Give the data below again exactly as written, without its pictures.

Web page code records

---*---

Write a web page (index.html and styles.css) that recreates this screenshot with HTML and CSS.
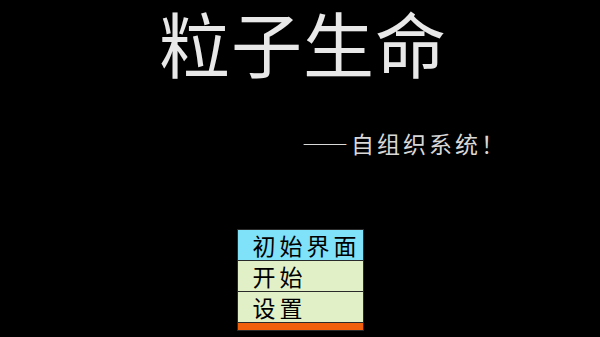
FILE: index.html
```html
<html lang="zh">
<head>
  <meta charset="UTF-8">
  <title>粒子生命</title>
  <link rel="stylesheet" href="styles.css">
</head>
<body>
  <div class="screen">
    <h1 class="title">粒子生命</h1>
    <div class="subtitle">——自组织系统！</div>
    <div class="menu">
      <div class="item active">初始界面</div>
      <div class="item">开始</div>
      <div class="item">设置</div>
      <div class="bar"></div>
    </div>
  </div>
</body>
</html>
```

FILE: styles.css
```css
body {
  margin: 0;
  padding: 0;
  background: #000;
  font-family: "Noto Sans CJK SC", "DejaVu Sans", sans-serif;
  color: #e6e6e6;
}

.screen {
  width: 600px;
  height: 337px;
  display: flex;
  flex-direction: column;
  align-items: center;
}

.title {
  margin: 8px 0 0 0;
  padding-left: 6px;
  font-family: "Liberation Sans", "Noto Sans CJK SC", sans-serif;
  font-size: 71px;
  font-weight: 400;
  line-height: 80px;
  letter-spacing: 1px;
  color: #e8e8e8;
}

.subtitle {
  align-self: flex-start;
  margin: 40px 0 0 302px;
  font-size: 23px;
  line-height: 30px;
  color: #d8d8d8;
  letter-spacing: 3px;
}

.menu {
  margin-top: 71px;
  width: 125px;
  border: 1px solid #2a2a2a;
  background: #2a2a2a;
  display: flex;
  flex-direction: column;
  gap: 1px;
}

.item {
  height: 30px;
  line-height: 30px;
  padding-left: 15px;
  font-size: 23px;
  letter-spacing: 4px;
  color: #000;
  background: #e2f0c8;
}

.item.active {
  background: #80e2f8;
}

.bar {
  height: 7px;
  background: #f0600c;
}
```
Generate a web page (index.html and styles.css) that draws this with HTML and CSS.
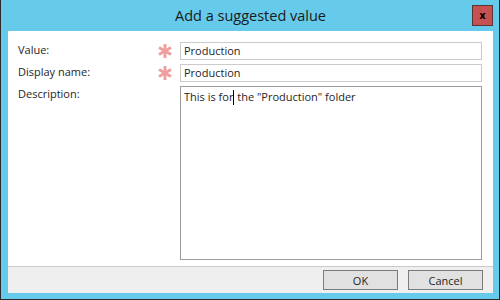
FILE: index.html
```html
<!DOCTYPE html>
<html>
<head>
<meta charset="utf-8">
<link rel="stylesheet" href="styles.css">
</head>
<body>
<div class="window">
  <div class="titlebar">
    <span class="title">Add a suggested value</span>
    <button class="close">x</button>
  </div>
  <div class="client">
    <div class="form">
      <label class="label">Value:</label>
      <span class="req"><svg viewBox="0 0 14 14" width="14" height="14"><g stroke="#ef9f9f" stroke-width="3"><line x1="7" y1="0" x2="7" y2="14"/><line x1="1" y1="3.5" x2="13" y2="10.5"/><line x1="1" y1="10.5" x2="13" y2="3.5"/></g></svg></span>
      <div class="input">Production</div>

      <label class="label">Display name:</label>
      <span class="req"><svg viewBox="0 0 14 14" width="14" height="14"><g stroke="#ef9f9f" stroke-width="3"><line x1="7" y1="0" x2="7" y2="14"/><line x1="1" y1="3.5" x2="13" y2="10.5"/><line x1="1" y1="10.5" x2="13" y2="3.5"/></g></svg></span>
      <div class="input">Production</div>

      <label class="label">Description:</label>
      <span class="req"></span>
      <div class="textarea">This is for<span class="caret"></span> the "Production" folder</div>
    </div>
    <div class="footer">
      <button class="btn">OK</button>
      <button class="btn">Cancel</button>
    </div>
  </div>
</div>
</body>
</html>
```

FILE: styles.css
```css
html, body {
  margin: 0;
  padding: 0;
}
body {
  font-family: "Open Sans", "Noto Sans", sans-serif;
  font-size: 11px;
  color: #1e1e1e;
}
.window {
  width: 500px;
  height: 300px;
  box-sizing: border-box;
  background: #66cbea;
  border: 1px solid #2b2b2b;
  border-top: none;
  padding: 0 6px 6px 7px;
  display: flex;
  flex-direction: column;
}
.titlebar {
  position: relative;
  height: 31px;
  flex: none;
  display: flex;
  align-items: center;
  justify-content: center;
}
.title {
  font-size: 14.5px;
  color: #1a1a1a;
  margin-top: -1px;
}
.close {
  position: absolute;
  right: 0;
  top: 5px;
  width: 21px;
  height: 21px;
  box-sizing: border-box;
  margin: 0;
  padding: 0;
  background: #c75050;
  border: 1px solid #5b3434;
  font-family: "DejaVu Sans", sans-serif;
  font-weight: bold;
  font-size: 10px;
  line-height: 17px;
  color: #000;
}
.client {
  flex: 1;
  background: #fff;
  display: flex;
  flex-direction: column;
}
.form {
  flex: 1;
  display: grid;
  grid-template-columns: 140px 22px 1fr;
  grid-template-rows: 18px 18px 1fr;
  row-gap: 4px;
  padding: 11px 11px 6px 10px;
}
.label {
  line-height: 16px;
  align-self: start;
}
.req {
  display: flex;
  align-items: center;
}
.req svg {
  display: block;
}
.input {
  box-sizing: border-box;
  height: 18px;
  border: 1px solid #cbcbcb;
  padding: 0 3px;
  line-height: 15px;
}
.textarea {
  border: 1px solid #9c9c9c;
  padding: 1px 3px;
  line-height: 17px;
}
.caret {
  display: inline-block;
  width: 1px;
  height: 15px;
  background: #000;
  vertical-align: -4px;
}
.footer {
  flex: none;
  background: #efefef;
  border-top: 1px solid #c9c9c9;
  display: flex;
  justify-content: flex-end;
  gap: 10px;
  padding: 3px 10px 3px;
}
.btn {
  width: 75px;
  height: 20px;
  margin: 0;
  padding: 0;
  box-sizing: border-box;
  background: #e1e1e1;
  border: 1px solid #7a7a7a;
  font-family: "Open Sans", "Noto Sans", sans-serif;
  font-size: 11px;
  color: #1e1e1e;
}
```
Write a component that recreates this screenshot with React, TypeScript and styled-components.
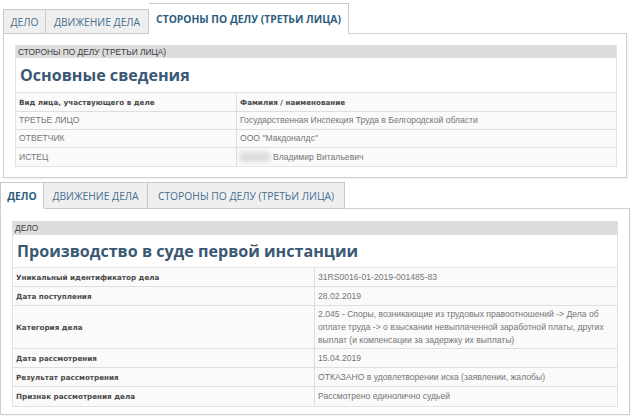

---*---

CORRECT RESPONSE.
Write a web page (index.html and styles.css) that recreates this screenshot with HTML and CSS.
FILE: index.html
```html
<html lang="zh">
<head>
  <meta charset="UTF-8">
  <title>粒子生命</title>
  <link rel="stylesheet" href="styles.css">
</head>
<body>
  <div class="screen">
    <h1 class="title">粒子生命</h1>
    <div class="subtitle">——自组织系统！</div>
    <div class="menu">
      <div class="item active">初始界面</div>
      <div class="item">开始</div>
      <div class="item">设置</div>
      <div class="bar"></div>
    </div>
  </div>
</body>
</html>
```

FILE: styles.css
```css
body {
  margin: 0;
  padding: 0;
  background: #000;
  font-family: "Noto Sans CJK SC", "DejaVu Sans", sans-serif;
  color: #e6e6e6;
}

.screen {
  width: 600px;
  height: 337px;
  display: flex;
  flex-direction: column;
  align-items: center;
}

.title {
  margin: 8px 0 0 0;
  padding-left: 6px;
  font-family: "Liberation Sans", "Noto Sans CJK SC", sans-serif;
  font-size: 71px;
  font-weight: 400;
  line-height: 80px;
  letter-spacing: 1px;
  color: #e8e8e8;
}

.subtitle {
  align-self: flex-start;
  margin: 40px 0 0 302px;
  font-size: 23px;
  line-height: 30px;
  color: #d8d8d8;
  letter-spacing: 3px;
}

.menu {
  margin-top: 71px;
  width: 125px;
  border: 1px solid #2a2a2a;
  background: #2a2a2a;
  display: flex;
  flex-direction: column;
  gap: 1px;
}

.item {
  height: 30px;
  line-height: 30px;
  padding-left: 15px;
  font-size: 23px;
  letter-spacing: 4px;
  color: #000;
  background: #e2f0c8;
}

.item.active {
  background: #80e2f8;
}

.bar {
  height: 7px;
  background: #f0600c;
}
```
Generate a web page (index.html and styles.css) that draws this with HTML and CSS.
FILE: index.html
```html
<!DOCTYPE html>
<html>
<head>
<meta charset="utf-8">
<link rel="stylesheet" href="styles.css">
</head>
<body>
<div class="window">
  <div class="titlebar">
    <span class="title">Add a suggested value</span>
    <button class="close">x</button>
  </div>
  <div class="client">
    <div class="form">
      <label class="label">Value:</label>
      <span class="req"><svg viewBox="0 0 14 14" width="14" height="14"><g stroke="#ef9f9f" stroke-width="3"><line x1="7" y1="0" x2="7" y2="14"/><line x1="1" y1="3.5" x2="13" y2="10.5"/><line x1="1" y1="10.5" x2="13" y2="3.5"/></g></svg></span>
      <div class="input">Production</div>

      <label class="label">Display name:</label>
      <span class="req"><svg viewBox="0 0 14 14" width="14" height="14"><g stroke="#ef9f9f" stroke-width="3"><line x1="7" y1="0" x2="7" y2="14"/><line x1="1" y1="3.5" x2="13" y2="10.5"/><line x1="1" y1="10.5" x2="13" y2="3.5"/></g></svg></span>
      <div class="input">Production</div>

      <label class="label">Description:</label>
      <span class="req"></span>
      <div class="textarea">This is for<span class="caret"></span> the "Production" folder</div>
    </div>
    <div class="footer">
      <button class="btn">OK</button>
      <button class="btn">Cancel</button>
    </div>
  </div>
</div>
</body>
</html>
```

FILE: styles.css
```css
html, body {
  margin: 0;
  padding: 0;
}
body {
  font-family: "Open Sans", "Noto Sans", sans-serif;
  font-size: 11px;
  color: #1e1e1e;
}
.window {
  width: 500px;
  height: 300px;
  box-sizing: border-box;
  background: #66cbea;
  border: 1px solid #2b2b2b;
  border-top: none;
  padding: 0 6px 6px 7px;
  display: flex;
  flex-direction: column;
}
.titlebar {
  position: relative;
  height: 31px;
  flex: none;
  display: flex;
  align-items: center;
  justify-content: center;
}
.title {
  font-size: 14.5px;
  color: #1a1a1a;
  margin-top: -1px;
}
.close {
  position: absolute;
  right: 0;
  top: 5px;
  width: 21px;
  height: 21px;
  box-sizing: border-box;
  margin: 0;
  padding: 0;
  background: #c75050;
  border: 1px solid #5b3434;
  font-family: "DejaVu Sans", sans-serif;
  font-weight: bold;
  font-size: 10px;
  line-height: 17px;
  color: #000;
}
.client {
  flex: 1;
  background: #fff;
  display: flex;
  flex-direction: column;
}
.form {
  flex: 1;
  display: grid;
  grid-template-columns: 140px 22px 1fr;
  grid-template-rows: 18px 18px 1fr;
  row-gap: 4px;
  padding: 11px 11px 6px 10px;
}
.label {
  line-height: 16px;
  align-self: start;
}
.req {
  display: flex;
  align-items: center;
}
.req svg {
  display: block;
}
.input {
  box-sizing: border-box;
  height: 18px;
  border: 1px solid #cbcbcb;
  padding: 0 3px;
  line-height: 15px;
}
.textarea {
  border: 1px solid #9c9c9c;
  padding: 1px 3px;
  line-height: 17px;
}
.caret {
  display: inline-block;
  width: 1px;
  height: 15px;
  background: #000;
  vertical-align: -4px;
}
.footer {
  flex: none;
  background: #efefef;
  border-top: 1px solid #c9c9c9;
  display: flex;
  justify-content: flex-end;
  gap: 10px;
  padding: 3px 10px 3px;
}
.btn {
  width: 75px;
  height: 20px;
  margin: 0;
  padding: 0;
  box-sizing: border-box;
  background: #e1e1e1;
  border: 1px solid #7a7a7a;
  font-family: "Open Sans", "Noto Sans", sans-serif;
  font-size: 11px;
  color: #1e1e1e;
}
```
Write a component that recreates this screenshot with React, TypeScript and styled-components.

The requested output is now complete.